DATA PROVIDED:
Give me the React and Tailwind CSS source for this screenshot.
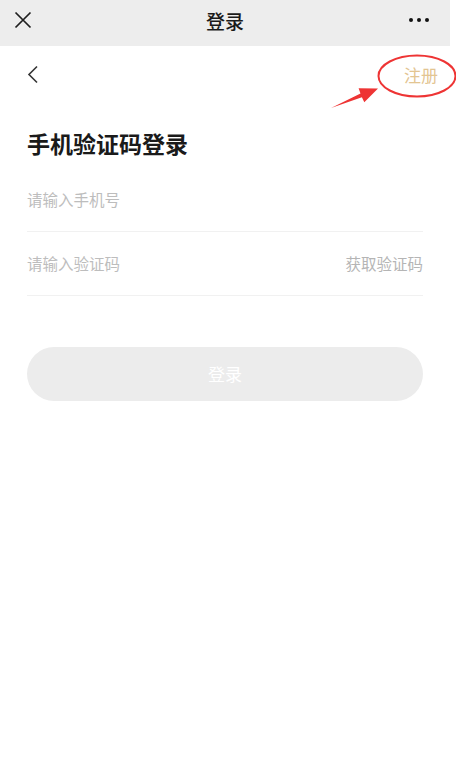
import React from "react";

export default function App() {
  return (
    <div
      className="relative w-[456px] h-[762px] bg-white overflow-hidden"
      style={{ fontFamily: '"Noto Sans CJK SC", "Noto Sans", sans-serif' }}
    >
      <div className="w-[450px]">
        {/* top bar */}
        <div className="h-[46px] bg-[#ededed] grid grid-cols-[1fr_auto_1fr] items-center px-[14px] pb-[6px]">
          <svg width="18" height="18" viewBox="0 0 18 18" className="block">
            <path d="M1.5 1.5 L16.5 16.5 M16.5 1.5 L1.5 16.5" stroke="#1f1f1f" strokeWidth="1.7" fill="none" />
          </svg>
          <div className="text-[19px] leading-none font-medium text-[#1a1a1a]">登录</div>
          <div className="flex items-center justify-end gap-[3.5px] mr-[7px]">
            <span className="w-[4.5px] h-[4.5px] rounded-full bg-[#111]" />
            <span className="w-[4.5px] h-[4.5px] rounded-full bg-[#111]" />
            <span className="w-[4.5px] h-[4.5px] rounded-full bg-[#111]" />
          </div>
        </div>

        {/* nav row */}
        <div className="h-[57px] flex items-center justify-between pl-[27px] pr-[12px]">
          <svg width="12" height="19" viewBox="0 0 12 19" className="block">
            <path d="M10 1.5 L2 9.5 L10 17.5" stroke="#333" strokeWidth="1.6" fill="none" />
          </svg>
          <div className="text-[17px] leading-none text-[#e3c592]">注册</div>
        </div>

        <div className="px-[27px]">
          <div className="mt-[25px] h-[30px] flex items-center text-[23px] font-bold text-[#1a1a1a] leading-none">
            手机验证码登录
          </div>

          <div className="mt-[10px] h-[64px] flex items-center border-b border-[#f1f1f1] text-[15.5px] text-[#bdbdbd]">
            请输入手机号
          </div>
          <div className="h-[64px] flex items-center justify-between border-b border-[#f1f1f1] text-[15.5px] text-[#bdbdbd]">
            <span>请输入验证码</span>
            <span className="text-[#b5b5b5]">获取验证码</span>
          </div>

          <div className="mt-[51px] h-[54px] rounded-full bg-[#ececec] flex items-center justify-center text-[17px] text-white">
            登录
          </div>
        </div>
      </div>

      {/* annotation overlay */}
      <svg
        className="absolute left-0 top-0 pointer-events-none"
        width="456"
        height="120"
        viewBox="0 0 456 120"
      >
        <ellipse cx="417" cy="76" rx="38.5" ry="20.5" fill="none" stroke="#ee3434" strokeWidth="2" />
        <polygon
          points="331,108 360.5,93.4 358.6,88.3 378,88.5 364.3,102.3 361.9,97.2"
          fill="#ee3434"
        />
      </svg>
    </div>
  );
}
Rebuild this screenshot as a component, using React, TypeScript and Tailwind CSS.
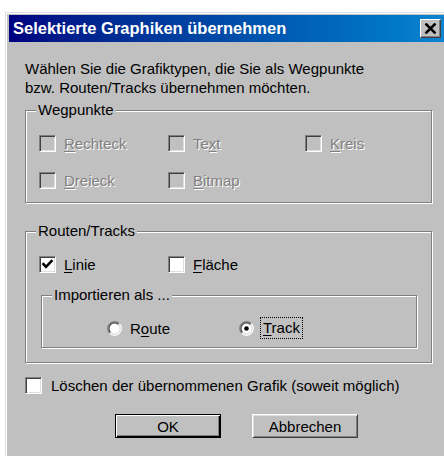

AIM:
Set down again, exactly, the lines of the material above from its first line to the one with "import React from", inclusive. Leave the pictures out.

EXPECTED ANSWER:
Give me the React and Tailwind CSS source for this screenshot.
import React from "react";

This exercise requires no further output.